Sue Bushell 10 May, 2004 11:26:25

Shifting Sands

So Harrison defends the funding and progress of the $146 million IT system for the import and export of goods against criticism that it faces major technical problems, as well as against claims of budget and timetable blowouts.

Late last year Customs, after a flurry of complaints from developers and traders, pushed back a software delivery point in ICS, saying it will not announce release timing for import software until it is sure it is reliable. Parliament has also given Customs a 12-month extension on the start date for the ICS, extending the deadline to July 2005. This comes on top of an earlier 12-month extension to July 2004.

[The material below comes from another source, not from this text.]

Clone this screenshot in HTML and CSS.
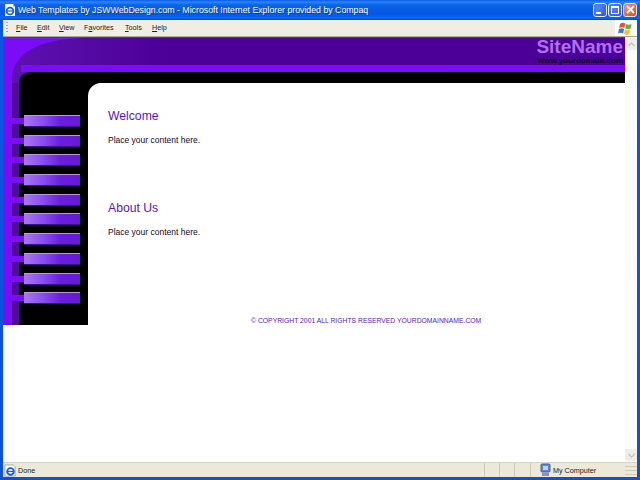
FILE: index.html
```html
<!DOCTYPE html>
<html lang="en">
<head>
<meta charset="utf-8">
<title>Web Templates by JSWWebDesign.com</title>
<link rel="stylesheet" href="styles.css">
</head>
<body>
<div class="window">
  <header class="titlebar">
    <svg class="title-icon" width="14" height="14" viewBox="0 0 14 14"><path d="M2 1h8l2 3v9H2z" fill="#fff"/><path d="M10 1v3h2z" fill="#b8c8e8"/><circle cx="7" cy="8" r="3.400" fill="none" stroke="#1c5cc8" stroke-width="1.700"/><path d="M4 8h6" stroke="#1c5cc8" stroke-width="1.200"/></svg>
    <span class="title-text">Web Templates by JSWWebDesign.com - Microsoft Internet Explorer provided by Compaq</span>
    <div class="window-buttons">
      <span class="win-btn"><i class="glyph-min"></i></span>
      <span class="win-btn"><i class="glyph-max"></i></span>
      <span class="win-btn win-close"><svg width="9" height="9" viewBox="0 0 9 9"><path d="M1 1l7 7M8 1l-7 7" stroke="#fff" stroke-width="1.800"/></svg></span>
    </div>
  </header>
  <nav class="menubar">
    <span class="grip"></span>
    <ul class="menu">
      <li class="m-file"><u>F</u>ile</li>
      <li class="m-edit"><u>E</u>dit</li>
      <li class="m-view"><u>V</u>iew</li>
      <li class="m-fav">F<u>a</u>vorites</li>
      <li class="m-tools"><u>T</u>ools</li>
      <li class="m-help"><u>H</u>elp</li>
    </ul>
    <div class="throbber">
      <svg width="16" height="15" viewBox="0 0 16 15"><path d="M2 3c2-1.500 3.500-1.500 5.300-.5L6.300 7C4.500 6 3.200 6 1.200 7z" fill="#e8502a"/><path d="M8.300 3c1.800 1 3.300 1 5.300 0l-1 4.500c-2 1-3.500 1-5.300 0z" fill="#6cb030"/><path d="M1 8c2-1 3.300-1 5.100 0l-1 4.500c-1.800-1-3.200-1-5.100 0z" fill="#3a78d8"/><path d="M7 8.500c1.800 1 3.300 1 5.300 0l-1 4.500c-2 1-3.500 1-5.300 0z" fill="#f2c020"/></svg>
    </div>
  </nav>
  <div class="viewport">
    <main class="page">
      <div class="template">
        <div class="banner">
          <svg class="banner-art" width="622" height="46" viewBox="0 0 622 46">
            <defs><linearGradient id="bg" x1="0" x2="1" y1="0" y2="0"><stop offset="0" stop-color="#5c12b0"/><stop offset=".25" stop-color="#4d0098"/><stop offset="1" stop-color="#4b0096"/></linearGradient></defs>
            <rect width="622" height="46" fill="#7a0cf6"/>
            <path d="M9 46V42C9 16 38 1 84 1H622V46Z" fill="url(#bg)"/>
            <path d="M18 28H622V35H18Z" fill="#7a0cf6"/>
            <path d="M16 46C16 40 20 35 28 35H622V46Z" fill="#000"/>
          </svg>
          <div class="brand">
            <div class="brand-name">SiteName</div>
            <div class="brand-url">www.yourdomain.com</div>
          </div>
        </div>
        <div class="columns">
          <aside class="sidebar">
            <div class="nav-row"><span class="link"></span><a class="nav-btn"></a></div>
            <div class="nav-row"><span class="link"></span><a class="nav-btn"></a></div>
            <div class="nav-row"><span class="link"></span><a class="nav-btn"></a></div>
            <div class="nav-row"><span class="link"></span><a class="nav-btn"></a></div>
            <div class="nav-row"><span class="link"></span><a class="nav-btn"></a></div>
            <div class="nav-row"><span class="link"></span><a class="nav-btn"></a></div>
            <div class="nav-row"><span class="link"></span><a class="nav-btn"></a></div>
            <div class="nav-row"><span class="link"></span><a class="nav-btn"></a></div>
            <div class="nav-row"><span class="link"></span><a class="nav-btn"></a></div>
            <div class="nav-row"><span class="link"></span><a class="nav-btn"></a></div>
          </aside>
          <section class="content">
            <article class="block">
              <h2>Welcome</h2>
              <p>Place your content here.</p>
            </article>
            <article class="block">
              <h2>About Us</h2>
              <p>Place your content here.</p>
            </article>
            <footer class="copyright">© COPYRIGHT 2001 ALL RIGHTS RESERVED YOURDOMAINNAME.COM</footer>
          </section>
        </div>
      </div>
    </main>
    <div class="scrollbar">
      <span class="sb-btn"><svg width="7" height="5" viewBox="0 0 7 5"><path d="M.5 4l3-3 3 3" fill="none" stroke="#c4c8c0" stroke-width="1.500"/></svg></span>
      <span class="sb-btn"><svg width="7" height="5" viewBox="0 0 7 5"><path d="M.5 1l3 3 3-3" fill="none" stroke="#c4c8c0" stroke-width="1.500"/></svg></span>
    </div>
  </div>
  <footer class="statusbar">
    <div class="status-main">
      <svg width="13" height="13" viewBox="0 0 14 14"><path d="M1 1h9l2 2v10H1z" fill="#fff" stroke="#9ab"/><circle cx="7" cy="8" r="3.600" fill="none" stroke="#1c5cc8" stroke-width="2"/><path d="M3.500 8h7" stroke="#1c5cc8" stroke-width="1.300"/></svg>
      <span>Done</span>
    </div>
    <span class="status-cell cell-a"></span>
    <span class="status-cell cell-b"></span>
    <span class="status-cell cell-c"></span>
    <div class="status-zone">
      <svg width="11" height="14" viewBox="0 0 11 14"><rect x="1" y="1" width="9" height="8" rx="1" fill="#5f86d8" stroke="#48608f"/><rect x="3" y="3" width="5" height="4" fill="#bcd4f4"/><rect x="2" y="10" width="7" height="3" fill="#8a94b0"/></svg>
      <span>My Computer</span>
    </div>
    <span class="status-grip"></span>
  </footer>
</div>
</body>
</html>
```
FILE: styles.css
```css
html, body { margin: 0; padding: 0; background: #fff; }
body { width: 640px; height: 480px; overflow: hidden; font-family: "Liberation Sans", Arial, sans-serif; }
.window { width: 640px; height: 480px; box-sizing: border-box; padding: 0 3px 3px; display: flex; flex-direction: column; background: linear-gradient(#0a58e0, #0a58e0 20px, #0c50dc 100%); }

.titlebar { height: 20px; margin: 0 -3px; padding: 0 3px; display: flex; align-items: center; background: linear-gradient(#0a5ae8 0, #2a86f6 2px, #0a62ea 5px, #0558e4 14px, #0a68f2 18px, #0448d2 20px); flex: none; }
.title-icon { margin-right: 1px; flex: none; }
.title-text { flex: 1; color: #fff; font-size: 8.75px; white-space: nowrap; text-shadow: 1px 1px 0 #0a3aa8; }
.window-buttons { display: flex; gap: 1px; margin-bottom: 1px; }
.win-btn { width: 14px; height: 14px; box-sizing: border-box; border: 1px solid #e6eefc; border-radius: 3px; background: radial-gradient(circle at 30% 30%, #5a88ee, #2a54d4); display: flex; align-items: center; justify-content: center; }
.win-close { background: radial-gradient(circle at 30% 30%, #ec9478, #d8481e); }
.glyph-min { width: 5px; height: 2px; background: #fff; margin: 7px 4px 0 0; }
.glyph-max { width: 8px; height: 8px; box-sizing: border-box; border: 1px solid #fff; border-top-width: 2px; }

.menubar { height: 17px; flex: none; display: flex; align-items: center; background: #f0eee2; border-bottom: 1px solid #aca899; box-sizing: border-box; }
.grip { width: 2px; height: 12px; margin-left: 3px; background: repeating-linear-gradient(#a8a494 0 1px, transparent 1px 3px); flex: none; }
.menu { list-style: none; margin: 0; padding: 0 0 2px; display: flex; flex: 1; font-size: 7.2px; color: #222; }
.m-file { margin-left: 8px; width: 21px; }
.m-edit { width: 22px; }
.m-view { width: 25px; }
.m-fav { width: 41px; }
.m-tools { width: 27px; }
.throbber { width: 22px; height: 16px; background: #fff; display: flex; align-items: center; justify-content: center; flex: none; }

.viewport { flex: 1; min-height: 0; display: flex; background: #fff; }
.page { flex: 1; min-width: 0; }
.scrollbar { width: 12px; flex: none; background: #fbfbf8; display: flex; flex-direction: column; justify-content: space-between; padding: 1px 0; box-sizing: border-box; }
.sb-btn { height: 12px; background: #eeeee6; display: flex; align-items: center; justify-content: center; border-radius: 2px; }

.template { height: 288px; display: flex; flex-direction: column; background: #000; }
.banner { height: 46px; flex: none; display: grid; }
.banner-art { grid-area: 1 / 1; display: block; }
.brand { grid-area: 1 / 1; justify-self: end; padding: 1px 2px 0 0; text-align: right; }
.brand-name { font-size: 19px; font-weight: 700; line-height: 17px; color: #b070ee; }
.brand-url { margin-top: 2px; font-size: 8px; font-weight: 700; line-height: 8px; color: #0c0020; }

.columns { flex: 1; min-height: 0; display: flex; }
.sidebar { width: 85px; flex: none; box-sizing: border-box; padding-top: 32px; display: flex; flex-direction: column; gap: 7.7px; background: linear-gradient(90deg, #7a0cf6 0 9px, #4d0f98 9px 16px, #000 16px); }
.nav-row { height: 12px; display: flex; align-items: center; flex: none; }
.link { width: 21px; height: 6px; background: #7a0cf6; flex: none; }
.nav-btn { width: 56px; height: 12px; box-sizing: border-box; border-top: 1px solid #b898e0; border-bottom: 1px solid #3a1080; background: linear-gradient(90deg, #a878f2 0, #8a4cf0 35%, #6a1ee0 65%, #6818d8 100%); }

.content { flex: 1; min-width: 0; background: #fff; border-top-left-radius: 13px; padding: 26px 0 0 20px; box-sizing: border-box; display: flex; flex-direction: column; }
.block { height: 92px; flex: none; }
.block h2 { margin: 0; font-size: 12.2px; font-weight: 400; line-height: 14px; color: #5a14c8; }
.block p { margin: 12px 0 0; font-size: 8.5px; line-height: 10px; color: #14082a; }
.copyright { margin: 24px 0 0 143px; font-size: 6.8px; line-height: 8px; color: #5a20c0; white-space: nowrap; }

.statusbar { height: 15px; flex: none; display: flex; align-items: center; background: #ece9d8; font-size: 7.2px; color: #222; border-top: 1px solid #d8d4c4; box-sizing: border-box; }
.status-main { flex: 1; display: flex; align-items: center; gap: 1px; padding-left: 1px; }
.status-cell { width: 14px; height: 100%; border-left: 1px solid #cfcbb8; flex: none; }
.cell-c { width: 15px; }
.status-zone { width: 95px; height: 100%; box-sizing: border-box; border-left: 1px solid #cfcbb8; padding-left: 9px; display: flex; align-items: center; gap: 2px; flex: none; }
.status-grip { width: 12px; height: 100%; flex: none; background: repeating-linear-gradient(#ece9d8 0 3px, #cfcbba 3px 4px); }
```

Harrison says part of the difficulties lay in the fact that the development team was entering a new world, embracing Web services, MQ Series, J2EE and so on, and hence underestimated the complexity of integrating the software development and the gateway.

"They were both basically built on time, but when we put them together, the integration activity didn't work, and we took a couple of months to do it longer than we thought we were going to take to get that bit done . . . Perhaps again in hindsight we should have taken more time for integration, but the expectation was you'd plug them together and they'd work. Well they didn't," he says.

He also admits communication with the industry was initially poor, in the sense that industry was left to expect to be given six months to test a finished product prior to deployment.

"What we actually also thought we were doing was providing a system that was still to be tested by us, as well as by them during that period. So the expectation was higher than what we had intended to do. The reaction was: 'Hang on, what is this? This doesn't work.' Well we knew it didn't work, but we were trying to respond to the need to give it to them anyway, as opposed to waiting longer to correct some of those things we knew were already wrong."

Yes, Harrison acknowledges, until recently, developers may have justifiably felt some angst: with project deadlines seeming to have become a constantly shifting target; cost estimates seemingly blowing out; the agency underestimating the time needed to integrate the system, with its 15,000 pages, 9000 business rules and 40,000 concurrent users; and admittedly guilty of mismanaging perceptions, allowing developers to believe they were testing a finished system rather than helping the agency discover bugs.

Nevertheless, Harrison says the agency has now adopted a new approach, dividing the project into three distinct phases, and only delivering product when it is comfortable it is production-ready. Then, when the software developers agree the product meets their needs well enough to allow them to do what they have to do, Customs will work with those developers on a timeline for their work.

He claims the conclusions of critics have largely been drawn from the first version of the export system, which he agrees was poor. The later version, he insists, released around the time of writing but not yet viewed by EDI's White, is significantly improved. "What I'm saying is I hope Richard [White] would agree soon that the latest version is a lot better than what he's seen up until now."

Harrison believes at least some of the apparent problems arise only from those wrong perceptions, and he expresses confidence that the software developer community, once the agency's harshest critics, is now very comfortable with the new approach.

"They understand," he says. "They've recognized that this is a significant development: they recognize that we're unlikely to say 'Here is something that is perfect' on day one. These guys know how the game's played. What they want more than anything else is for us to get it as far as we can, but to be part of the game, to have good information. And they're now far more comfortable with it I think in that regard."

However, White has a somewhat different view.

"When we're trying to develop the Australian Customs system as it now stands - the new CMR export system - we don't know whether the problem is ours or theirs half the time, because the ground upon which we're building our platform is itself both unstable and changing," White says.